Hard to say. Every company is going to be cagey about their abject failures. We’ve gotten some tea about how bad things are over there from ex employees Blizzard did dirty but I don’t think disgruntled people on Twitter are the most reliable source.
So someone will probably have to take their time to piece together what info we have to get a clear picture on how this all went wrong. Personally I suspect they knew this was going to be a problem child from day one. Azerite Armor got rolled out very late in the PTR and I think they knew it was a bad idea that wasn’t going to work. But deadlines are deadlines. Oh for the days when Blizz would just take however long they needed.
Do you unironically lack the ability to differentiate that Daelin was speaking to an orc about orcish blood, while it was a forsaken blood elf who burned the tree whilst an orc lamented it?
You make a good point, and I’d be more inclined to agree if mechanics didn’t force characters down very controversial paths. Rebels had to play along with Sylvanas early on to start the war campaign, and loyalists had to “just play along” to finish it.
The game tried to cut this weird path that allowed for “roleplay” while still cleaving to this very narrow, confining story that didn’t actually allow players to express their rp in any satisfying way. The PC was transparently a narrative pov device dressed up (badly) like a character.
So like, no matter what they’re going to give us an unchangeable path. I’m glad they offered me the choice to flip Sylvanas off. I wish they had done it sooner, during the War of Thorns.

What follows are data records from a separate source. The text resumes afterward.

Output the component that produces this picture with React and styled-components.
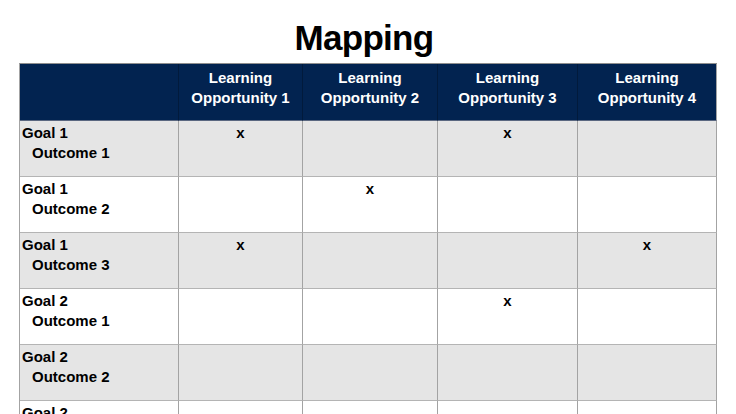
import React from "react";
import styled, { createGlobalStyle } from "styled-components";

const GlobalStyle = createGlobalStyle`
  html, body {
    margin: 0;
    padding: 0;
    background: #ffffff;
    overflow: hidden;
  }
  body {
    font-family: "Liberation Sans", Arial, Helvetica, sans-serif;
  }
`;

const Page = styled.div`
  width: 736px;
  height: 414px;
  overflow: hidden;
  display: flex;
  flex-direction: column;
  align-items: center;
  padding-top: 18px;
  box-sizing: border-box;
`;

const Title = styled.h1`
  margin: 0 8px 5px 0;
  font-size: 35px;
  line-height: 40px;
  font-weight: 700;
  letter-spacing: -0.7px;
  color: #000000;
`;

const Grid = styled.div`
  display: grid;
  grid-template-columns: 159px 124px 135px 140px 139px;
  grid-template-rows: 57px;
  grid-auto-rows: 56px;
  border-left: 1px solid #a3a3a3;
  border-top: 1px solid #8e8e8e;
  align-self: flex-start;
  margin-left: 19px;
`;

const HeadCell = styled.div`
  background: #022350;
  color: #ffffff;
  font-size: 15px;
  line-height: 20px;
  font-weight: 700;
  text-align: center;
  padding-top: 4px;
  border-right: 1px solid ${(p) => (p.$last ? "#a3a3a3" : "#011a3c")};
  border-bottom: 1px solid #5a6780;
`;

const Cell = styled.div`
  background: ${(p) => (p.$shade ? "#e5e5e5" : "#ffffff")};
  border-right: 1px solid #a3a3a3;
  border-bottom: 1px solid #b4b4b4;
  font-size: 15px;
  line-height: 20px;
  font-weight: 700;
  color: #000000;
  padding-top: 2px;
  text-align: ${(p) => (p.$label ? "left" : "center")};
  padding-left: ${(p) => (p.$label ? "2px" : "0")};
  overflow: hidden;
`;

const Outcome = styled.div`
  padding-left: 10px;
`;

const opportunities = [1, 2, 3, 4];

const rows = [
  { goal: 1, outcome: 1, marks: [1, 3] },
  { goal: 1, outcome: 2, marks: [2] },
  { goal: 1, outcome: 3, marks: [1, 4] },
  { goal: 2, outcome: 1, marks: [3] },
  { goal: 2, outcome: 2, marks: [] },
  { goal: 2, outcome: 3, marks: [] },
];

const App = () => (
  <>
    <GlobalStyle />
    <Page>
      <Title>Mapping</Title>
      <Grid>
        <HeadCell />
        {opportunities.map((n) => (
          <HeadCell key={n} $last={n === 4}>
            Learning
            <br />
            Opportunity {n}
          </HeadCell>
        ))}
        {rows.map((r, i) => (
          <React.Fragment key={i}>
            <Cell $label $shade={i % 2 === 0}>
              Goal {r.goal}
              <Outcome>Outcome {r.outcome}</Outcome>
            </Cell>
            {opportunities.map((n) => (
              <Cell key={n} $shade={i % 2 === 0}>
                {r.marks.includes(n) ? "x" : ""}
              </Cell>
            ))}
          </React.Fragment>
        ))}
      </Grid>
    </Page>
  </>
);

export default App;
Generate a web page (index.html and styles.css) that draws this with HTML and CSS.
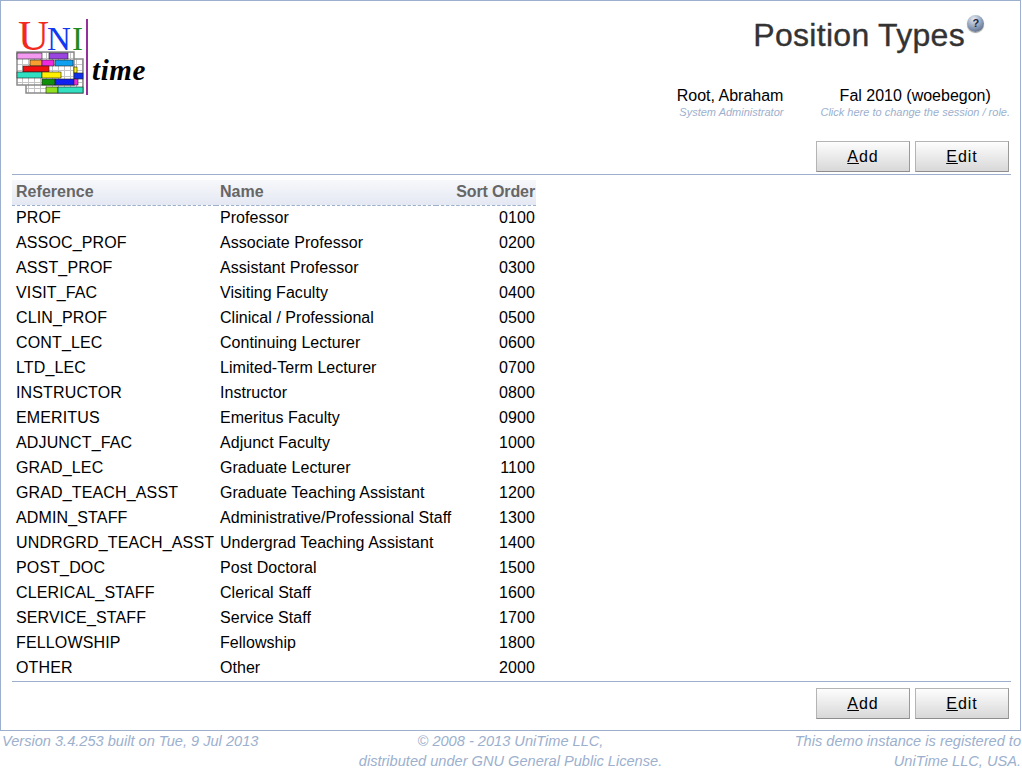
FILE: index.html
```html
<!DOCTYPE html>
<html lang="en">
<head>
<meta charset="utf-8">
<title>Position Types</title>
<link rel="stylesheet" href="styles.css">
</head>
<body>
<div class="frame">
  <header class="header">
    <svg class="logo" width="136" height="92" viewBox="0 -12 136 92" xmlns="http://www.w3.org/2000/svg">
      <defs>
        <pattern id="cells" x="1" y="34" width="6" height="6" patternUnits="userSpaceOnUse">
          <rect width="6" height="6" fill="#fff"/>
          <path d="M5.5 0V6M0 5.5H6" stroke="#c4c4c4" stroke-width="1" fill="none"/>
        </pattern>
      </defs>
      <text y="31" class="lg-letters"><tspan x="2" class="lg-u">U</tspan><tspan x="31" class="lg-n">N</tspan><tspan x="56" class="lg-i">I</tspan></text>
      <rect x="70" y="0" width="2" height="76" fill="#93309a"/>
      <g stroke="#8a8a8a" stroke-width="1.5" fill="url(#cells)">
        <rect x="10" y="40" width="57" height="34"/>
        <rect x="1" y="33" width="57" height="33"/>
      </g>
      <g stroke="#222" stroke-width=".6">
        <rect x="1" y="34" width="25" height="6" fill="#f39af0"/>
        <rect x="33" y="34" width="19" height="6" fill="#9b45e0"/>
        <rect x="14" y="41" width="12" height="6" fill="#f7a030"/>
        <rect x="26" y="41" width="12" height="6" fill="#f028e0"/>
        <rect x="39" y="41" width="18" height="6" fill="#10a0f0"/>
        <rect x="7" y="47" width="26" height="6" fill="#f01010"/>
        <rect x="58" y="48" width="3" height="6" fill="#fff000"/>
        <rect x="1" y="53" width="25" height="6" fill="#30e0c0"/>
        <rect x="26" y="53" width="19" height="6" fill="#fff000"/>
        <rect x="58" y="54" width="9" height="6" fill="#1030f0"/>
        <rect x="26" y="60" width="13" height="6" fill="#10900a"/>
        <rect x="39" y="60" width="19" height="6" fill="#1020f0"/>
        <rect x="58" y="60" width="4" height="6" fill="#f028e0"/>
        <rect x="30" y="68" width="12" height="6" fill="#90e020"/>
        <rect x="42" y="68" width="25" height="6" fill="#30e0c0"/>
      </g>
      <text x="76" y="61" class="lg-t">time</text>
    </svg>
    <div class="head-right">
      <div class="title-row">
        <h1 class="title">Position Types</h1>
        <span class="help">?</span>
      </div>
      <div class="info">
        <div class="user">
          <div class="info-main">Root, Abraham</div>
          <div class="info-sub">System Administrator</div>
        </div>
        <div class="session">
          <div class="info-main">Fal 2010 (woebegon)</div>
          <div class="info-sub">Click here to change the session / role.</div>
        </div>
      </div>
    </div>
  </header>

  <div class="toolbar top">
    <button class="btn"><u>A</u>dd</button>
    <button class="btn"><u>E</u>dit</button>
  </div>

  <table class="grid">
    <thead>
      <tr><th>Reference</th><th>Name</th><th class="num">Sort Order</th></tr>
    </thead>
    <tbody>
      <tr><td>PROF</td><td>Professor</td><td class="num">0100</td></tr>
      <tr><td>ASSOC_PROF</td><td>Associate Professor</td><td class="num">0200</td></tr>
      <tr><td>ASST_PROF</td><td>Assistant Professor</td><td class="num">0300</td></tr>
      <tr><td>VISIT_FAC</td><td>Visiting Faculty</td><td class="num">0400</td></tr>
      <tr><td>CLIN_PROF</td><td>Clinical / Professional</td><td class="num">0500</td></tr>
      <tr><td>CONT_LEC</td><td>Continuing Lecturer</td><td class="num">0600</td></tr>
      <tr><td>LTD_LEC</td><td>Limited-Term Lecturer</td><td class="num">0700</td></tr>
      <tr><td>INSTRUCTOR</td><td>Instructor</td><td class="num">0800</td></tr>
      <tr><td>EMERITUS</td><td>Emeritus Faculty</td><td class="num">0900</td></tr>
      <tr><td>ADJUNCT_FAC</td><td>Adjunct Faculty</td><td class="num">1000</td></tr>
      <tr><td>GRAD_LEC</td><td>Graduate Lecturer</td><td class="num">1100</td></tr>
      <tr><td>GRAD_TEACH_ASST</td><td>Graduate Teaching Assistant</td><td class="num">1200</td></tr>
      <tr><td>ADMIN_STAFF</td><td>Administrative/Professional Staff</td><td class="num">1300</td></tr>
      <tr><td>UNDRGRD_TEACH_ASST</td><td>Undergrad Teaching Assistant</td><td class="num">1400</td></tr>
      <tr><td>POST_DOC</td><td>Post Doctoral</td><td class="num">1500</td></tr>
      <tr><td>CLERICAL_STAFF</td><td>Clerical Staff</td><td class="num">1600</td></tr>
      <tr><td>SERVICE_STAFF</td><td>Service Staff</td><td class="num">1700</td></tr>
      <tr><td>FELLOWSHIP</td><td>Fellowship</td><td class="num">1800</td></tr>
      <tr><td>OTHER</td><td>Other</td><td class="num">2000</td></tr>
    </tbody>
  </table>

  <div class="toolbar bottom">
    <button class="btn"><u>A</u>dd</button>
    <button class="btn"><u>E</u>dit</button>
  </div>
</div>
<footer class="footer">
  <div class="foot-left">Version 3.4.253 built on Tue, 9 Jul 2013</div>
  <div class="foot-center">© 2008 - 2013 UniTime LLC,<br>distributed under GNU General Public License.</div>
  <div class="foot-right">This demo instance is registered to<br>UniTime LLC, USA.</div>
</footer>
</body>
</html>
```
FILE: styles.css
```css
* { box-sizing: border-box; }
html, body { margin: 0; padding: 0; }
body {
  width: 1022px;
  height: 774px;
  overflow: hidden;
  background: #fff;
  color: #000;
  font-family: "Liberation Sans", Arial, sans-serif;
  font-size: 16px;
}
.frame {
  width: 1021px;
  height: 731px;
  border: 1px solid #9cb0ce;
  padding: 0 10px 0 11px;
}
.header {
  display: flex;
  justify-content: space-between;
  height: 140px;
}
.logo { margin: 6px 0 0 4px; flex: none; }
.lg-letters { font-family: "Liberation Serif", serif; }
.lg-u { fill: #f2291c; font-size: 43px; }
.lg-n { fill: #1238f0; font-size: 33px; }
.lg-i { fill: #1f8a1f; font-size: 33px; }
.lg-t { font-family: "Liberation Serif", serif; font-style: italic; font-weight: 700; font-size: 29px; fill: #000; letter-spacing: .6px; }
.head-right { display: flex; flex-direction: column; align-items: flex-end; }
.title-row { display: flex; align-items: flex-start; margin: 14px 45px 0 0; position: relative; }
.title {
  margin: 0;
  font-size: 32px;
  font-weight: 400;
  line-height: 40px;
  letter-spacing: .3px;
  color: #333;
  -webkit-text-stroke: .35px #333;
}
.help {
  position: absolute;
  left: 214px;
  top: 0;
  width: 17px;
  height: 17px;
  border-radius: 50%;
  background: radial-gradient(circle at 40% 25%, #e6ebf2, #8697b3 55%, #46526a);
  box-shadow: 0 1px 1px #999;
  color: #1d2438;
  font-size: 11px;
  font-weight: 700;
  line-height: 16px;
  text-align: center;
}
.info { display: flex; margin-top: 32px; }
.user { text-align: right; margin-right: 37px; }
.session { text-align: center; }
.info-main { font-size: 16px; line-height: 18px; }
.info-sub { font-size: 11px; line-height: 13px; margin-top: 1px; font-style: italic; color: #9cb0ce; }
.toolbar { display: flex; justify-content: flex-end; gap: 5px; margin-right: -1px; padding-right: 2px; }
.toolbar.top { height: 34px; border-bottom: 1px solid #9cb0ce; }
.toolbar.bottom { border-top: 1px solid #9cb0ce; padding-top: 6px; margin-top: 1px; }
.btn {
  width: 94px;
  height: 31px;
  padding: 0;
  border: 1px solid #b4b4b4;
  border-bottom-color: #8e8e8e;
  border-right-color: #9a9a9a;
  border-radius: 0;
  background: linear-gradient(#fdfdfd, #d8d8d8);
  color: #000;
  font-family: "Liberation Sans", Arial, sans-serif;
  font-size: 16px;
  letter-spacing: 1px;
  text-align: center;
}
.grid { border-collapse: collapse; margin: 5px 0 0; width: 524px; table-layout: fixed; letter-spacing: .04px; }
.grid th:nth-child(1), .grid td:nth-child(1) { width: 204px; }
.grid td:nth-child(1) { letter-spacing: .14px; }
.grid td:nth-child(3) { letter-spacing: .1px; }
.grid th:nth-child(2), .grid td:nth-child(2) { width: 220px; }
.grid th {
  height: 25px;
  padding: 0 1px 0 4px;
  text-align: left;
  font-weight: 700;
  color: #666;
  background: linear-gradient(#f7f8fb, #e4e8f2);
  border-bottom: 1px dashed #9cb0ce;
}
.grid th.num { letter-spacing: -.12px; }
.grid td { height: 25px; padding: 0 1px 0 4px; white-space: nowrap; }
.grid .num { text-align: right; }
.footer {
  display: flex;
  justify-content: space-between;
  padding: 0 1px 0 2px;
  font-size: 14.6px;
  font-style: italic;
  line-height: 20px;
  color: #9cb0ce;
}
.foot-left { width: 340px; }
.foot-center { text-align: center; width: 340px; margin-left: -2px; }
.foot-right { text-align: right; width: 340px; }
```
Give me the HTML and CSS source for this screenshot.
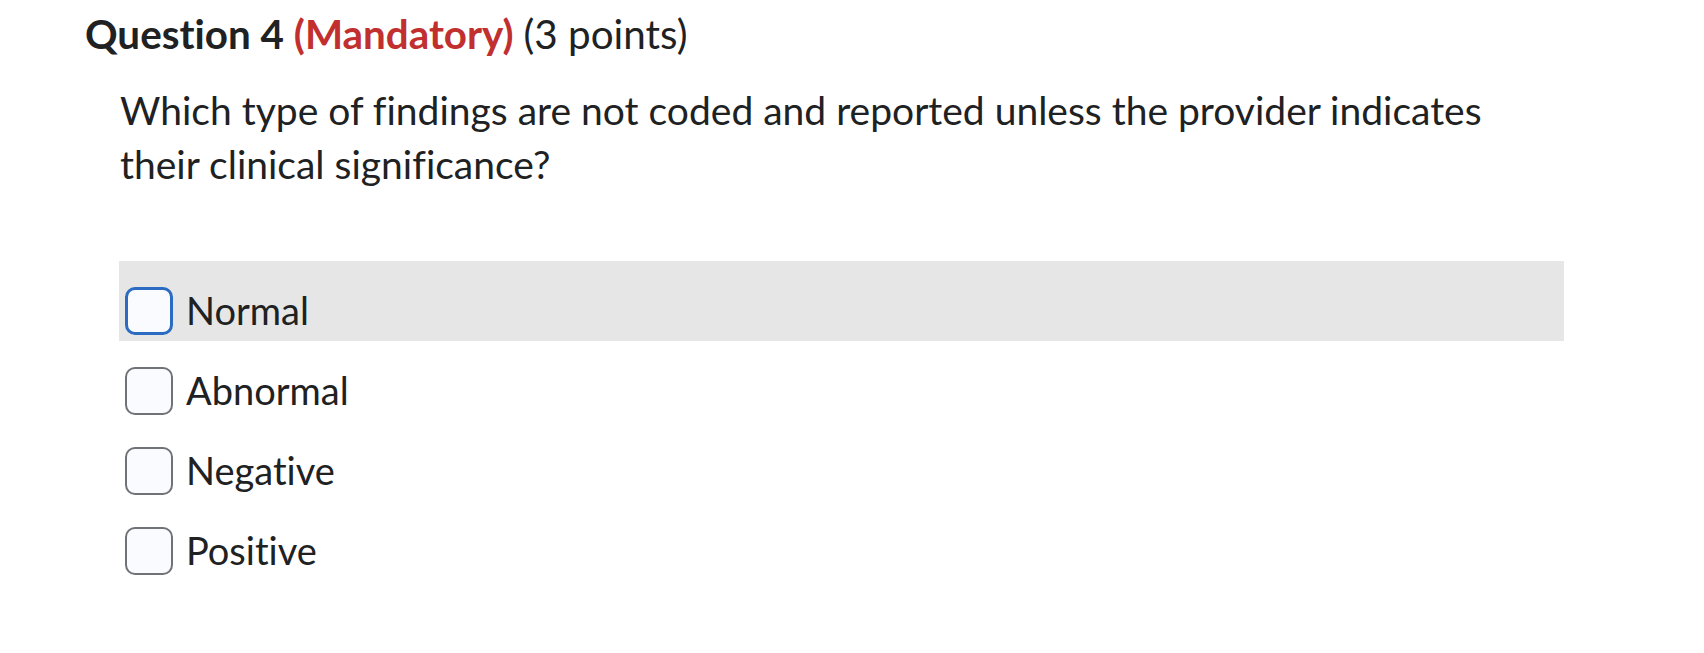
FILE: index.html
```html
<!DOCTYPE html>
<html lang="en">
<head>
  <meta charset="UTF-8">
  <title>Question 4</title>
  <link rel="stylesheet" href="styles.css">
</head>
<body>

<!-- Question -->
<div class="question">
  <h2 class="question-title">Question 4 <span class="mandatory">(Mandatory)</span> <span class="points">(3 points)</span></h2>

  <p class="question-text">Which type of findings are not coded and reported unless the provider indicates their clinical significance?</p>

  <div class="options">
    <label class="option hover">
      <span class="box focus"></span>
      <span class="option-label">Normal</span>
    </label>
    <label class="option">
      <span class="box"></span>
      <span class="option-label">Abnormal</span>
    </label>
    <label class="option">
      <span class="box"></span>
      <span class="option-label">Negative</span>
    </label>
    <label class="option">
      <span class="box"></span>
      <span class="option-label">Positive</span>
    </label>
  </div>
</div>

</body>
</html>
```

FILE: styles.css
```css
body {
  font-family: 'Lato', 'Liberation Sans', sans-serif;
  font-variant-ligatures: none;
  margin: 0;
  padding: 0;
  background-color: #fff;
  color: #202122;
}
.question {
  padding: 10px 0 0 85px;
  width: 1479px;
}
.question-title {
  font-size: 40.4px;
  font-weight: 700;
  line-height: 48px;
  margin: 0;
}
.mandatory {
  color: #c1302f;
}
.points {
  font-weight: 400;
}
.question-text {
  font-size: 39px;
  line-height: 54px;
  margin: 25px 0 0 35px;
  width: 1410px;
}
.options {
  margin: 70px 0 0 34px;
}
.option {
  display: flex;
  height: 80px;
  padding: 26px 0 6px 6px;
  box-sizing: border-box;
  align-items: flex-start;
}
.option.hover {
  background-color: #e6e6e6;
}
.box {
  width: 48px;
  height: 48px;
  box-sizing: border-box;
  border: 2px solid #6f7378;
  border-radius: 10px;
  background-color: #f9fbff;
  flex-shrink: 0;
}
.box.focus {
  border: 3px solid #2b6cc2;
}
.option-label {
  font-size: 38px;
  line-height: 46px;
  margin-left: 13px;
}
```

Sure, but linked lists, binary trees, and a road map of downtown Beijing are different types of paths.
A linked list that has “serve the Dark Lady” and “elope with an Alliance broad” as adjacent nodes is doing something wrong. That scheisse either needs to be split into separate branches on a tree, or one of those nodes needs to be deleted.
What does that have to do with my post? I would have thought you of all people would have hated the War of Thorns and Brennadam. Orcs were portrayed as reveling in killing Kul Tiran civilians.
While this is true that mechanically gameplay wise the choice was somewhat of an illusion, we have to take into account that it was imo somewhat unprecedented in WoWs history. I mean, you never got a choice to side with Garrosh, as many would point out. Most quest lines have been pretty linear, without meaningful choices. I think this is also where the MMO part of MMORPG comes into play. Since it’s not a single player game, ultimately the larger plot points have to end the same for every one. Like, we can accept N’zoths gift, but tentacle guy is dying either way. ( Hell, even in single player games, like Fable, you can choose to be good or evil, but you still gonna be beating the last boss either way.)
Of course I am a little more biased because my side was the more “canon” one. When I did the quests on my blood elf I was immediately like “Help daddy Saurfang? Sign me the hell up.” But still, compared to the Alliance side it was like, yes, you have 0 reason to be against the war unless you are RPing as a legitimate Horde spy, since your side is the one being attacked. You also have 0 choice except to help Saurfang, Baine, etc, cause that is Anduins plan. There just wasn’t as much freedom to build your own narrative without really going outside the box.
At the end of the day, these things don’t both me as much though since I almost always make up my own stories and personalities for my characters in every single game I play, regardless of whether mechanically I have a plethora of choices or not.
That’s true, but Brannandam was only for Alliance players. Ultimately I can see his point that in the Hordes story, the Orc is the one who ends up calling out Sylvanas (I mean we can say it’s a bad story or whatever but yeah.)
I wish I saw it that way but I just think BfA crapped all over Thrall’s Horde and how the orcs were under him. I still love Saurfang because of everything before BfA. But I think BfA did his character a huge disservice on multiple fronts.